Пожали руки, звякнули внушительно на груди ордена.
- Ты тоже чайку или кофеями по-прежнему балуешься?
Приятно было сидеть в глубоком кожаном кресле, чувствовать плечами тепло широкого солнца, проникающего через высокие чистые окна, рассматривать модели красивых парусников в стеклянных шкафах.
- ...Почку вырезали мне не сразу, через полгода. Позвоночник тоже, особенно ближе к осени, поскрипывает - там ведь почти половина из нержавейки.
Посмотрел красным глазом, между делом перекинул листок настольного календаря, что-то там зачеркнул.
- Я слышал, у тебя какие-то неприятности были?
- Погибли жена и сын.
- Ну, извини, старик, не знал. Извини. Ладно, ты что-то про свои дела начал вроде говорить? Как у тебя с бизнесом-то?
- Трудно. Почти никак.
Вздохнул, понимающе поджал губы.
- У всех так в последнее время. Да-а, уж...
Поднялся, покряхтывая, подошел к темному книжному шкафу, достал большой картонный альбом.
- У тебя такие фотографии есть? Это из последнего рейса, перед самым списанием, ходили в Швецию. Не помню, ты был с нами в Швеции-то? Ну, конечно, вот я, еще с усами... Ты тоже, с прической... Кого из наших-то ещё видал в последнее время?
По сравнению с невысоким и плотным начальником училища его посетитель казался чересчур худощавым, темнел тонким лицом.

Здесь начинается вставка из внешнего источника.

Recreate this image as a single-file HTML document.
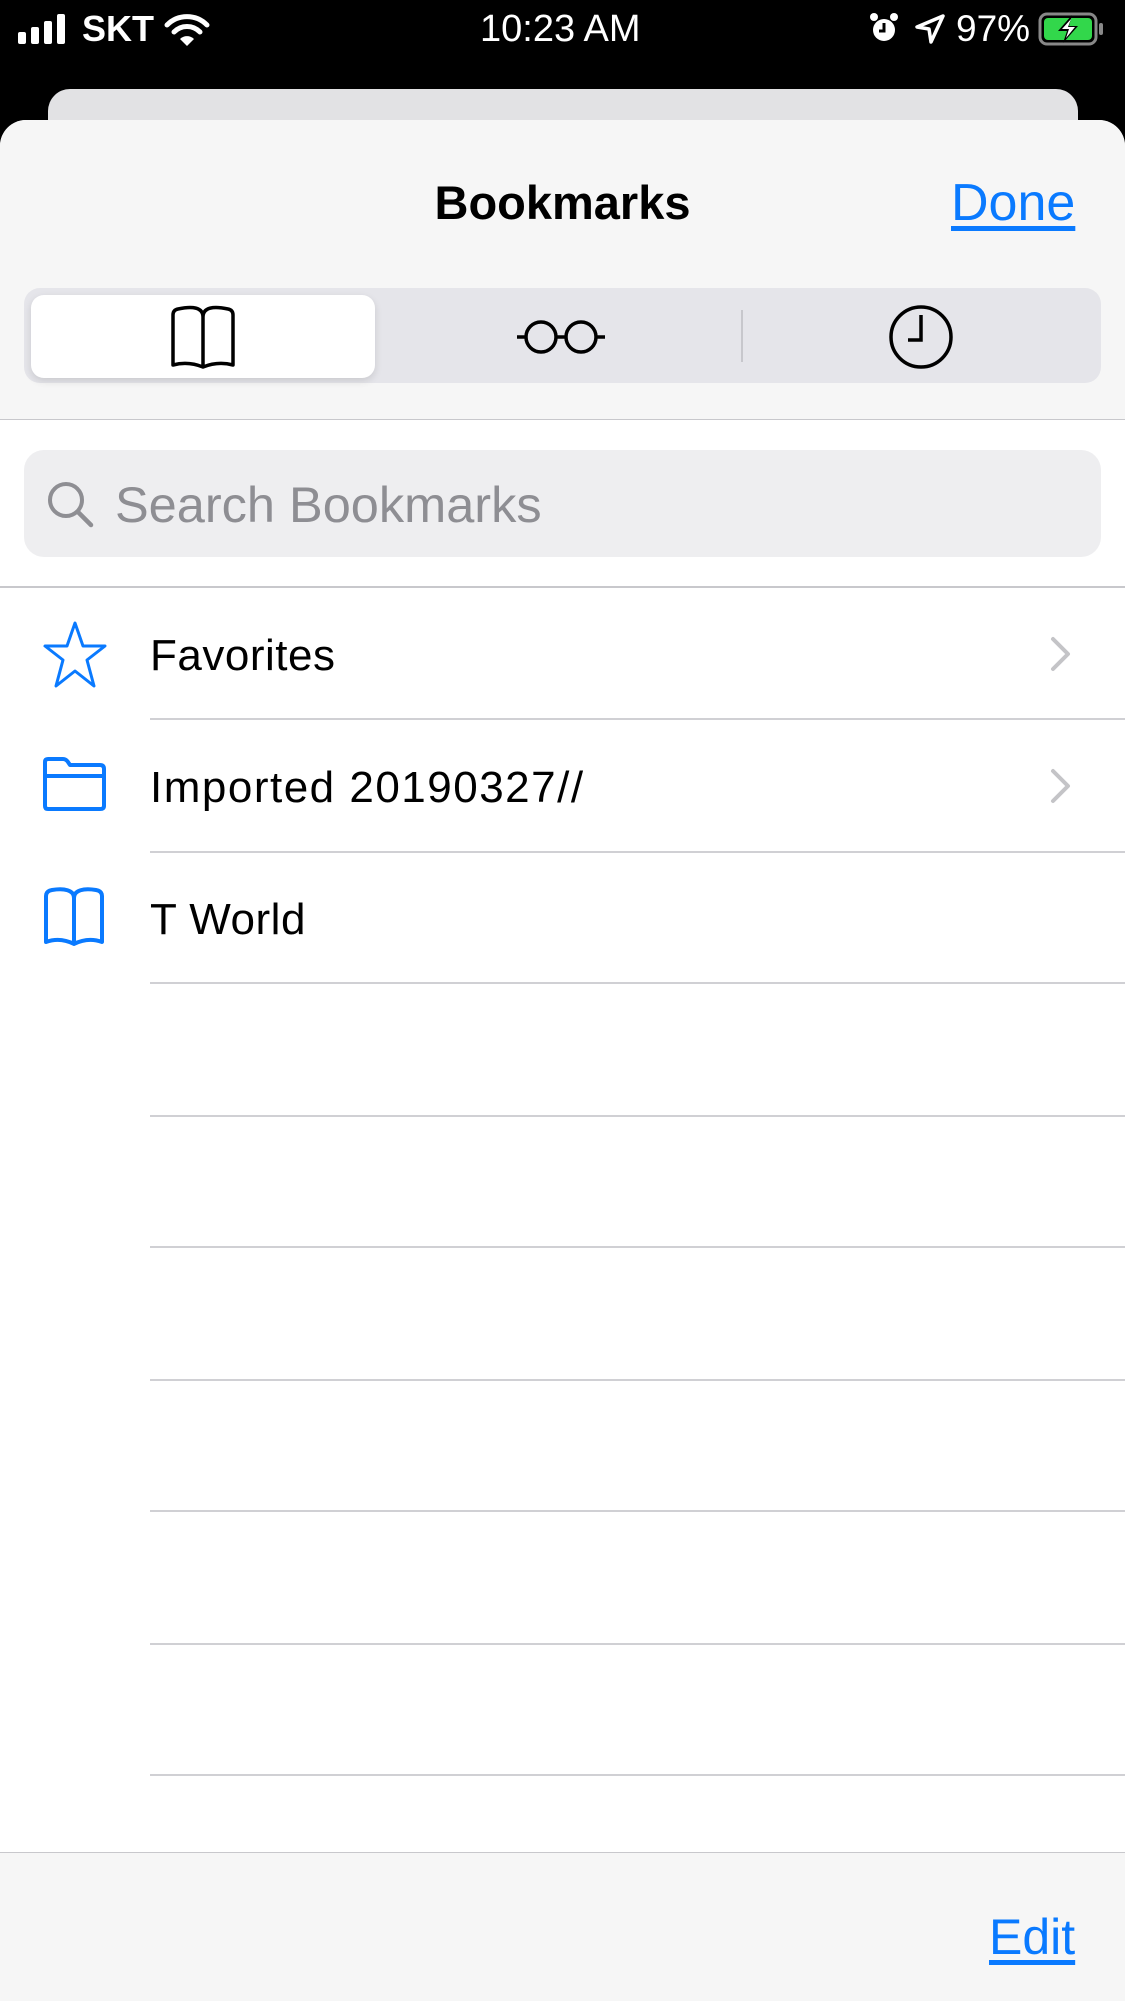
<!DOCTYPE html>
<html><head><meta charset="utf-8"><style>
*{margin:0;padding:0;box-sizing:border-box}
body{width:1125px;height:2001px;background:#000;font-family:"Liberation Sans",sans-serif;position:relative;overflow:hidden}
.abs{position:absolute}
.sb{color:#fff;font-size:36px;font-weight:bold}
.sheet{position:absolute;left:0;top:120px;width:1125px;height:1881px;background:#fff;border-radius:26px 26px 0 0;overflow:hidden}
.hdr{position:absolute;left:0;top:0;width:1125px;height:300px;background:#f6f6f6;border-bottom:1.5px solid #c8c8cc}
.sep{position:absolute;left:150px;right:0;height:1.5px;background:#d0d0d4}
.row{position:absolute;left:150px;font-size:44px;color:#000;line-height:1}
</style></head><body>
<svg class="abs" style="left:18px;top:14px" width="55" height="30"><rect x="0" y="18" width="8" height="12" rx="2" fill="#fff"/><rect x="13" y="13" width="8" height="17" rx="2" fill="#fff"/><rect x="26" y="7" width="8" height="23" rx="2" fill="#fff"/><rect x="39" y="0" width="8" height="30" rx="2" fill="#fff"/></svg>
<div class="abs sb" style="left:82px;top:8px">SKT</div>
<svg class="abs" style="left:163px;top:12px" width="48" height="36" viewBox="0 0 48 36"><path d="M4 13 A28 28 0 0 1 44 13" stroke="#fff" stroke-width="5" fill="none" stroke-linecap="round"/><path d="M11 20 A18 18 0 0 1 37 20" stroke="#fff" stroke-width="5" fill="none" stroke-linecap="round"/><path d="M24 34 L17 27 A10 10 0 0 1 31 27 Z" fill="#fff"/></svg>
<div class="abs sb" style="left:480px;top:8px;font-weight:normal;font-size:38px">10:23 AM</div>
<svg class="abs" style="left:868px;top:12px" width="32" height="34" viewBox="0 0 32 34"><circle cx="16" cy="18" r="11" fill="#fff"/><path d="M16 11v8h-5" stroke="#000" stroke-width="3" fill="none"/><circle cx="6" cy="5" r="4" fill="#fff"/><circle cx="26" cy="5" r="4" fill="#fff"/></svg>
<svg class="abs" style="left:915px;top:14px" width="30" height="30" viewBox="0 0 30 30"><path d="M28 2 L2 13 L14 15 L16 28 Z" stroke="#fff" stroke-width="3.5" fill="none" stroke-linejoin="round"/></svg>
<div class="abs sb" style="left:956px;top:8px;font-weight:normal;font-size:37px">97%</div>
<svg class="abs" style="left:1038px;top:12px" width="70" height="34" viewBox="0 0 70 34"><rect x="2" y="2" width="56" height="30" rx="7" stroke="#888" stroke-width="3" fill="none"/><rect x="6" y="6" width="48" height="22" rx="4" fill="#32d74b"/><rect x="61" y="11" width="4" height="12" rx="2" fill="#888"/><path d="M34 3 L20 19 H29 L25 31 L40 14 H31 Z" fill="#000"/><path d="M33 7 L24 17 H31 L28 26 L37 15 H30 Z" fill="#fff"/></svg>
<div class="abs" style="left:48px;top:89px;width:1030px;height:60px;background:#e2e2e4;border-radius:22px 22px 0 0"></div>
<div class="sheet">
 <div class="hdr">
  <div class="abs" style="left:0;width:1125px;top:55px;text-align:center;font-size:47px;font-weight:bold;color:#000">Bookmarks</div>
  <div class="abs" style="left:951px;top:53px;font-size:52px;color:#0a7aff;text-decoration:underline;text-underline-offset:6px">Done</div>
  <div class="abs" style="left:24px;top:168px;width:1077px;height:95px;background:#e5e5ea;border-radius:16px"></div>
  <div class="abs" style="left:31px;top:175px;width:344px;height:83px;background:#fff;border-radius:13px;box-shadow:0 3px 8px rgba(0,0,0,.12)"></div>
  <div class="abs" style="left:741px;top:190px;width:2px;height:52px;background:#c7c7cc"></div>
  <svg class="abs" style="left:168px;top:183px" width="70" height="66" viewBox="0 0 70 66"><path d="M35 14 C35 4 24 3 10 6 Q5 7 5 12 V62 Q20 58 35 64 Q50 58 65 62 V12 Q65 7 60 6 C46 3 35 4 35 14 V64" stroke="#000" stroke-width="3.5" fill="none" stroke-linejoin="round"/></svg>
  <svg class="abs" style="left:514px;top:196px" width="94" height="42" viewBox="0 0 94 42"><circle cx="27" cy="21" r="15" stroke="#000" stroke-width="3.5" fill="none"/><circle cx="67" cy="21" r="15" stroke="#000" stroke-width="3.5" fill="none"/><path d="M42 21h10M3 21h9M82 21h9" stroke="#000" stroke-width="3.5"/></svg>
  <svg class="abs" style="left:887px;top:183px" width="68" height="68" viewBox="0 0 68 68"><circle cx="34" cy="34" r="30" stroke="#000" stroke-width="3.5" fill="none"/><path d="M34 12 V37 H21" stroke="#000" stroke-width="3.5" fill="none"/></svg>
 </div>
 <div class="abs" style="left:24px;top:330px;width:1077px;height:107px;background:#eeeef0;border-radius:20px"></div>
 <svg class="abs" style="left:46px;top:360px" width="50" height="50" viewBox="0 0 50 50"><circle cx="20" cy="20" r="16" stroke="#8e8e93" stroke-width="4" fill="none"/><path d="M32 32 L45 45" stroke="#8e8e93" stroke-width="4.5" stroke-linecap="round"/></svg>
 <div class="abs" style="left:115px;top:355px;font-size:50.5px;color:#8e8e93">Search Bookmarks</div>
 <div class="abs" style="left:0;right:0;top:466px;height:1.5px;background:#c8c8cc"></div>
 <svg class="abs" style="left:42px;top:500px" width="66" height="70" viewBox="0 0 66 70"><path d="M33 3 L41 26 L63 26 L45 40 L52 66 L33 51 L14 66 L21 40 L3 26 L25 26 Z" stroke="#0a7aff" stroke-width="3" fill="none" stroke-linejoin="round"/></svg>
 <div class="row" style="top:514px;letter-spacing:0.5px">Favorites</div>
 <svg class="abs" style="left:1049px;top:515px" width="24" height="38" viewBox="0 0 24 38"><path d="M4 4 L19 19 L4 34" stroke="#c4c4c7" stroke-width="4" fill="none" stroke-linecap="round" stroke-linejoin="round"/></svg>
 <div class="sep" style="top:598px"></div>
 <svg class="abs" style="left:41px;top:636px" width="66" height="56" viewBox="0 0 66 56"><path d="M4 6 Q4 3 7 3 H22 Q25 3 27 6 L29 9 H59 Q63 9 63 13 V50 Q63 53 59 53 H7 Q4 53 4 50 Z M4 20 H63" stroke="#0a7aff" stroke-width="4" fill="none" stroke-linejoin="round"/></svg>
 <div class="row" style="top:646px;letter-spacing:1.5px">Imported 20190327//</div>
 <svg class="abs" style="left:1049px;top:647px" width="24" height="38" viewBox="0 0 24 38"><path d="M4 4 L19 19 L4 34" stroke="#c4c4c7" stroke-width="4" fill="none" stroke-linecap="round" stroke-linejoin="round"/></svg>
 <div class="sep" style="top:731px"></div>
 <svg class="abs" style="left:42px;top:766px" width="64" height="60" viewBox="0 0 64 60"><path d="M32 12 C32 4 22 2 10 4 Q4 5 4 10 V56 Q18 51 32 58 Q46 51 60 56 V10 Q60 5 54 4 C42 2 32 4 32 12 V58" stroke="#0a7aff" stroke-width="4" fill="none" stroke-linejoin="round"/></svg>
 <div class="row" style="top:778px;letter-spacing:0.5px">T World</div>
 <div class="sep" style="top:862px"></div>
 <div class="sep" style="top:995px"></div>
 <div class="sep" style="top:1126px"></div>
 <div class="sep" style="top:1259px"></div>
 <div class="sep" style="top:1390px"></div>
 <div class="sep" style="top:1523px"></div>
 <div class="sep" style="top:1654px"></div>
 <div class="abs" style="left:0;top:1732px;width:1125px;height:149px;background:#f6f6f6;border-top:1.5px solid #c8c8cc"></div>
 <div class="abs" style="left:989px;top:1788px;font-size:50px;color:#0a7aff;text-decoration:underline;text-underline-offset:6px">Edit</div>
</div>
</body></html>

Нетерпеливо тронул ладонью золото важного погона.
- Ладно, будет ещё время вспомнить, давай-ка мы лучше по коньячку...
Помолчал, вздохнул, не решаясь.
- У меня просьба... Я в ваших краях проездом. Предложили интересную работу, добираться приходится с двумя пересадками. Вчера с ребятами, ну, познакомились в самолете, немного посидели тут у вас в заведении, на набережной... Короче, остался я без денег, пустой как барабан, билет есть, утром уезжать, а я...
Красный глаз смотрел не моргая.
- Послушай, правда, мне бы на первое время, немного...! Я, как только устроюсь, как только наладится, подъемные там потребую, вышлю обязательно.... А? Выручишь?
В ожидании ответа рассматривал награды на груди. Боевых нет, почти все юбилейные.
- Во сколько у тебя поезд отправляется, в полпятого? Да-а, уж...
Почесал карандашом лысину.
- Ко мне, понимаешь, никак нельзя. Теща гостей не приветствует, принципиальная она у меня. Ничего страшного, посидишь на вокзале, времени-то всего ничего осталось. А по деньгам.... Вот, держи. Чем, как говорится, богаты.... Перекусишь вечерком там, в буфете, да и в поезде чего-нибудь съешь. Держи.
Протянул бумажку.
Точно, боевых нет. И не может быть. Подошел, встал лицом к лицу, с высоты роста улыбнулся.
- Ты, наверно, меня неправильно понял, мне же столько денег нужно, чтобы на месяц, на два хватило, чтобы как следует там устроиться.
И снова парадный золотошитый китель переместился за стол, в высокое кресло, под портрет своего древнего коллеги.
- Извини, ведомость подпишут только через неделю. Вот возьми хотя бы эти.... Да бери ты, бери! Перекусишь чего-нибудь, пока паровоз ждешь. Сам посуди, откуда у меня большие-то деньги. От зарплаты до зарплаты держусь, нам же нерегулярно бюджетные выплачивают.... Куда ты!? Вот же чудак-человек.... Ну и не надо.
Начальник мореходного училища аккуратно положил деньги в бумажник, с надежностью застегнул его в кармане, похлопал ладонями по груди гладкого кителя, поправляя собственную стать, и прочно сел под скрещение весел.
Конечно же, никакого поезда, только лететь! И быстрее отсюда, быстрее!
Родные города, огромные в детстве, почему-то всегда, по истечению многих лет, обязательно кажутся до обидного маленькими.